■ Supplied material
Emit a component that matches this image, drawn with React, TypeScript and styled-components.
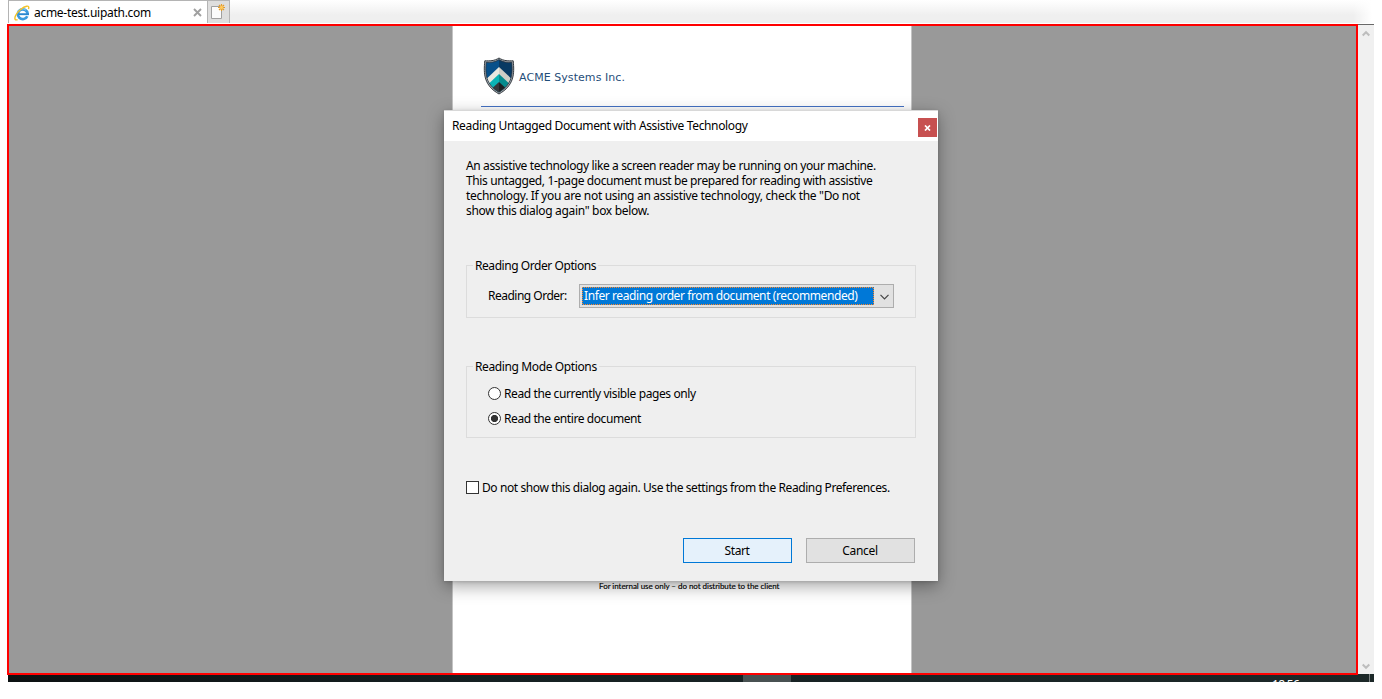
import React from "react";
import styled, { createGlobalStyle } from "styled-components";

const GlobalStyle = createGlobalStyle`
  *, *::before, *::after { box-sizing: border-box; }
  body {
    margin: 0;
    background: #fff;
    overflow: hidden;
    font-family: "Noto Sans", "Open Sans", sans-serif;
    font-size: 12px;
    color: #000;
  }
`;

const Screen = styled.div`
  position: relative;
  width: 1366px;
  height: 682px;
  margin-left: 8px;
  display: flex;
  flex-direction: column;
`;

const Text = styled.span<{ $track?: number }>`
  display: block;
  white-space: nowrap;
  line-height: 15px;
  letter-spacing: ${(p) => p.$track ?? 0}px;
`;

/* ---------- browser tabs ---------- */

const TabBar = styled.div`
  display: flex;
  flex: none;
  height: 24px;
  padding-bottom: 1px;
  background: linear-gradient(to right, transparent 1345px, #fff 1364px),
    linear-gradient(#fff 0, #fafafa 5px, #efefef 15px, #efefef 23px, #fff 23px);
`;

const Tab = styled.div`
  display: flex;
  align-items: center;
  width: 199px;
  height: 23px;
  padding: 1px 5px 0 5px;
  background: #fff;
  border: 1px solid #b4b4b4;
  border-width: 1px 0 0 1px;
`;

const TabTitle = styled(Text)`
  flex: 1;
  margin-left: 4px;
`;

const NewTab = styled.div`
  width: 23px;
  height: 23px;
  padding: 2px 0 0 2px;
  background: #dedede;
  border: 1px solid #b4b4b4;
  border-bottom: 0;
`;

/* ---------- document viewer ---------- */

const Main = styled.div`
  display: flex;
  flex: none;
  height: 650px;
`;

const Viewer = styled.div`
  display: flex;
  justify-content: flex-start;
  width: 1351px;
  height: 651px;
  margin-left: -1px;
  padding-left: 443px;
  flex: none;
  border: 2px solid #f00;
  background: #999;
  position: relative;
`;

const Page = styled.div`
  display: flex;
  flex-direction: column;
  width: 460px;
  height: 647px;
  background: #fff;
  border: 1px solid #c4c4c4;
  border-width: 0 1px 0 1px;
`;

const Letterhead = styled.div`
  display: flex;
  align-items: center;
  height: 81px;
  margin: 0 7px 0 28px;
  padding: 20px 0 0 2px;
  border-bottom: 1px solid #4472c4;
`;

const Company = styled(Text)`
  margin-left: 4px;
  padding-top: 2px;
  font-family: "DejaVu Sans", Verdana, sans-serif;
  font-size: 11px;
  color: #1f4e79;
`;

const Footer = styled(Text)`
  margin: 473px 0 0 146px;
  font-family: Lato, "Open Sans", sans-serif;
  font-size: 8px;
  line-height: 12px;
  -webkit-text-stroke: 0.15px #000;
`;

const ScrollBar = styled.div`
  display: flex;
  flex-direction: column;
  justify-content: space-between;
  align-items: center;
  width: 16px;
  height: 650px;
  padding: 5px 0 4px;
  background: #f0f0f0;
  border-top: 1px solid #696969;
`;

/* ---------- taskbar ---------- */

const TaskBar = styled.div`
  display: flex;
  height: 8px;
  overflow: hidden;
  background: linear-gradient(to right, #0c1112, #152022 35%, #1c2828);
`;

const ActiveTask = styled.div`
  width: 48px;
  margin-left: 735px;
  background: #485152;
`;

const Clock = styled(Text)`
  margin: 3px 0 0 481px;
  width: 97px;
  color: #fff;
`;

const ShowDesktop = styled.div`
  width: 5px;
  border-left: 1px solid #7b8282;
`;

/* ---------- dialog ---------- */

const Dialog = styled.div`
  position: absolute;
  left: 436px;
  top: 110px;
  width: 494px;
  height: 471px;
  display: flex;
  flex-direction: column;
  background: #efefef;
  border-top: 1px solid #d8d8d8;
  box-shadow: 0 5px 16px rgba(0, 0, 0, 0.36), 0 1px 3px rgba(0, 0, 0, 0.15);
`;

const TitleBar = styled.div`
  display: flex;
  justify-content: space-between;
  align-items: flex-start;
  height: 30px;
  padding: 7px 1px 0 8px;
  background: #fff;
`;

const CloseButton = styled.div`
  display: flex;
  align-items: center;
  justify-content: center;
  width: 19px;
  height: 19px;
  background: #c75050;
`;

const Body = styled.div`
  display: flex;
  flex-direction: column;
  padding: 17px 22px 0;
`;

const Message = styled.div`
  height: 107px;
`;

const Group = styled.fieldset<{ $height: number; $after: number }>`
  position: relative;
  height: ${(p) => p.$height}px;
  margin: 0 0 ${(p) => p.$after}px;
  padding: 0;
  border: 1px solid #dcdcdc;
`;

const GroupLabel = styled.span`
  position: absolute;
  left: 6px;
  top: -8px;
  padding: 0 2px;
  background: #efefef;
`;

const Field = styled.div`
  display: flex;
  align-items: center;
  padding: 18px 21px 0 21px;
`;

const FieldLabel = styled(Text)`
  width: 91px;
  padding-bottom: 1px;
`;

const Combo = styled.div`
  display: flex;
  width: 315px;
  height: 24px;
  padding: 2px;
  border: 1px solid #adadad;
  background: #e1e1e1;
`;

const Selected = styled.div`
  width: 292px;
  height: 18px;
  padding: 1px 0 0 2px;
  color: #fff;
  background:
    repeating-linear-gradient(to right, #ff8728 0 1px, #0078d7 1px 2px) top / 100% 1px no-repeat,
    repeating-linear-gradient(to right, #0078d7 0 1px, #ff8728 1px 2px) bottom / 100% 1px no-repeat,
    repeating-linear-gradient(#ff8728 0 1px, #0078d7 1px 2px) left / 1px 100% no-repeat,
    repeating-linear-gradient(#0078d7 0 1px, #ff8728 1px 2px) right / 1px 100% no-repeat,
    #0078d7;
  line-height: 15px;
`;

const ComboArrow = styled.div`
  flex: 1;
  display: flex;
  align-items: center;
  justify-content: center;
  padding: 1px 0 0 3px;
`;

const Option = styled.div<{ $gap: number }>`
  display: flex;
  align-items: center;
  height: 15px;
  margin: ${(p) => p.$gap}px 0 0 21px;
  gap: 3px;
`;

const Radio = styled.span<{ $checked?: boolean }>`
  width: 13px;
  height: 13px;
  border: 1px solid #333;
  border-radius: 50%;
  background: ${(p) =>
    p.$checked ? "radial-gradient(circle, #333 3.2px, #fff 4px)" : "#fff"};
`;

const CheckRow = styled.div`
  display: flex;
  align-items: center;
  height: 15px;
  gap: 3px;
`;

const CheckBox = styled.span`
  width: 13px;
  height: 13px;
  border: 1px solid #333;
  background: #fff;
`;

const Actions = styled.div`
  display: flex;
  justify-content: flex-end;
  gap: 14px;
  margin: 43px 1px 0 0;
`;

const Button = styled.div<{ $primary?: boolean }>`
  display: flex;
  align-items: center;
  justify-content: center;
  width: 109px;
  height: 25px;
  padding-right: 1px;
  border: 1px solid ${(p) => (p.$primary ? "#0078d7" : "#adadad")};
  background: ${(p) => (p.$primary ? "#e5f1fb" : "#e1e1e1")};
`;

/* ---------- drawings ---------- */

const BrowserIcon = () => (
  <svg width="16" height="16" viewBox="0 0 16 16">
    <path
      d="M13.3 11.200A4.900 4.900 0 1 1 13.700 8.800"
      fill="none"
      stroke="#3b9ade"
      strokeWidth="2.700"
    />
    <path d="M4.500 9.200H15" stroke="#2a86cf" strokeWidth="1.900" />
    <path d="M4.200 6.500A5 5 0 0 1 12 5.200" fill="none" stroke="#7fd0f5" strokeWidth="1" />
    <path
      d="M3.600 14.600C.9 15.600.2 13.600 1.600 10.600 3.600 6.200 9.200 1.800 12.600 1.200c2.200-.4 2.500 1 1.900 2.900"
      fill="none"
      stroke="#f2c32a"
      strokeWidth="1.400"
    />
  </svg>
);

const NewTabIcon = () => (
  <svg width="17" height="18" viewBox="0 0 17 18">
    <path d="M1.5 3.5h10v12h-10z" fill="#fbfbfb" stroke="#a0a0a0" />
    <path
      d="M11.500 1v7M8 4.500h7M9 2l5 5M14 2 9 7"
      stroke="#e69c26"
      strokeWidth="1.200"
    />
    <circle cx="11.500" cy="4.500" r="1.700" fill="#ffc95c" />
  </svg>
);

const Shield = () => (
  <svg width="32" height="38" viewBox="0 0 32 38">
    <defs>
      <clipPath id="shield">
        <path d="M16 2.6c4 2.8 8.500 3 12.800 2.700C29.800 17 29.500 27 16 35.300 2.500 27 2.200 17 3.200 5.300 7.500 5.600 12 5.400 16 2.600z" />
      </clipPath>
    </defs>
    <path
      d="M16 1c4.500 3 9.500 3 14.200 2.800C31.600 17 31 28.500 16 37 1 28.500.400 17 1.800 3.800 6.500 4 11.500 4 16 1z"
      fill="#a9afb4"
      stroke="#33393f"
      strokeWidth="1"
    />
    <g clipPath="url(#shield)">
      <path d="M0 0h16v38H0z" fill="#07508a" />
      <path d="M16 0h16v38H16z" fill="#083a63" />
      <path d="M16 10 0 25v13h16z" fill="#e9e8e0" />
      <path d="M16 10 32 25v13H16z" fill="#cfcec6" />
      <path d="M16 17 0 32v6h16z" fill="#0ab3b5" />
      <path d="M16 17 32 32v6H16z" fill="#078c8e" />
      <path d="M16 25 5 35v3h11z" fill="#34373b" />
      <path d="M16 25 27 35v3H16z" fill="#1f2124" />
    </g>
    <path
      d="M16 2.600c4 2.800 8.500 3 12.800 2.700C29.800 17 29.500 27 16 35.300 2.500 27 2.200 17 3.200 5.300 7.500 5.600 12 5.400 16 2.600z"
      fill="none"
      stroke="#2b3540"
      strokeWidth=".8"
    />
  </svg>
);

const ScrollArrow = ({ down }: { down?: boolean }) => (
  <svg width="8" height="7" viewBox="0 0 8 7">
    <path
      d={down ? "M.7 1.500 4 4.800 7.300 1.500" : "M.7 5.500 4 2.200 7.300 5.500"}
      fill="none"
      stroke="#bdbdbd"
      strokeWidth="2"
    />
  </svg>
);

const message: [string, number][] = [
  ["An assistive technology like a screen reader may be running on your machine.", -0.38],
  ["This untagged, 1-page document must be prepared for reading with assistive", -0.385],
  ["technology. If you are not using an assistive technology, check the \"Do not", -0.32],
  ["show this dialog again\" box below.", -0.32],
];

export default function App() {
  return (
    <>
      <GlobalStyle />
      <Screen>
        <TabBar>
          <Tab>
            <BrowserIcon />
            <TabTitle $track={-0.28}>acme-test.uipath.com</TabTitle>
            <svg width="9" height="9" viewBox="0 0 9 9">
              <path d="M1 1l7 7M8 1 1 8" stroke="#a0a0a0" strokeWidth="1.900" />
            </svg>
          </Tab>
          <NewTab>
            <NewTabIcon />
          </NewTab>
        </TabBar>
        <Main>
          <Viewer>
            <Page>
              <Letterhead>
                <Shield />
                <Company $track={0.06}>ACME Systems Inc.</Company>
              </Letterhead>
              <Footer $track={-0.04}>For internal use only – do not distribute to the client</Footer>
            </Page>
          </Viewer>
          <ScrollBar>
            <ScrollArrow />
            <ScrollArrow down />
          </ScrollBar>
        </Main>
        <TaskBar>
          <ActiveTask />
          <Clock $track={-0.7}>18:56</Clock>
          <ShowDesktop />
        </TaskBar>

        <Dialog>
          <TitleBar>
            <Text $track={-0.36}>Reading Untagged Document with Assistive Technology</Text>
            <CloseButton>
              <svg width="7" height="6" viewBox="0 0 7 6">
                <path d="M1 .5l5 5M6 .5l-5 5" stroke="#fff" strokeWidth="1.700" />
              </svg>
            </CloseButton>
          </TitleBar>
          <Body>
            <Message>
              {message.map(([line, track]) => (
                <Text key={line} $track={track}>
                  {line}
                </Text>
              ))}
            </Message>
            <Group $height={53} $after={48}>
              <GroupLabel>
                <Text $track={-0.44}>Reading Order Options</Text>
              </GroupLabel>
              <Field>
                <FieldLabel $track={-0.5}>Reading Order:</FieldLabel>
                <Combo>
                  <Selected>
                    <Text $track={-0.4}>Infer reading order from document (recommended)</Text>
                  </Selected>
                  <ComboArrow>
                    <svg width="9" height="6" viewBox="0 0 9 6">
                      <path d="M.5 .8l4 4 4-4" fill="none" stroke="#444" strokeWidth="1.200" />
                    </svg>
                  </ComboArrow>
                </Combo>
              </Field>
            </Group>
            <Group $height={72} $after={42}>
              <GroupLabel>
                <Text $track={-0.38}>Reading Mode Options</Text>
              </GroupLabel>
              <Option $gap={19}>
                <Radio />
                <Text $track={-0.39}>Read the currently visible pages only</Text>
              </Option>
              <Option $gap={10}>
                <Radio $checked />
                <Text $track={-0.41}>Read the entire document</Text>
              </Option>
            </Group>
            <CheckRow>
              <CheckBox />
              <Text $track={-0.405}>
                Do not show this dialog again. Use the settings from the Reading Preferences.
              </Text>
            </CheckRow>
            <Actions>
              <Button $primary>
                <Text $track={-0.4}>Start</Text>
              </Button>
              <Button>
                <Text $track={-0.3}>Cancel</Text>
              </Button>
            </Actions>
          </Body>
        </Dialog>
      </Screen>
    </>
  );
}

■ What the task requires
Your task is to reproduce exactly the lines from the start of the data above through the line containing "viewer ---------- */", leaving every picture out.

■ Written answer
Emit a component that matches this image, drawn with React, TypeScript and styled-components.
import React from "react";
import styled, { createGlobalStyle } from "styled-components";

const GlobalStyle = createGlobalStyle`
  *, *::before, *::after { box-sizing: border-box; }
  body {
    margin: 0;
    background: #fff;
    overflow: hidden;
    font-family: "Noto Sans", "Open Sans", sans-serif;
    font-size: 12px;
    color: #000;
  }
`;

const Screen = styled.div`
  position: relative;
  width: 1366px;
  height: 682px;
  margin-left: 8px;
  display: flex;
  flex-direction: column;
`;

const Text = styled.span<{ $track?: number }>`
  display: block;
  white-space: nowrap;
  line-height: 15px;
  letter-spacing: ${(p) => p.$track ?? 0}px;
`;

/* ---------- browser tabs ---------- */

const TabBar = styled.div`
  display: flex;
  flex: none;
  height: 24px;
  padding-bottom: 1px;
  background: linear-gradient(to right, transparent 1345px, #fff 1364px),
    linear-gradient(#fff 0, #fafafa 5px, #efefef 15px, #efefef 23px, #fff 23px);
`;

const Tab = styled.div`
  display: flex;
  align-items: center;
  width: 199px;
  height: 23px;
  padding: 1px 5px 0 5px;
  background: #fff;
  border: 1px solid #b4b4b4;
  border-width: 1px 0 0 1px;
`;

const TabTitle = styled(Text)`
  flex: 1;
  margin-left: 4px;
`;

const NewTab = styled.div`
  width: 23px;
  height: 23px;
  padding: 2px 0 0 2px;
  background: #dedede;
  border: 1px solid #b4b4b4;
  border-bottom: 0;
`;

/* ---------- document viewer ---------- */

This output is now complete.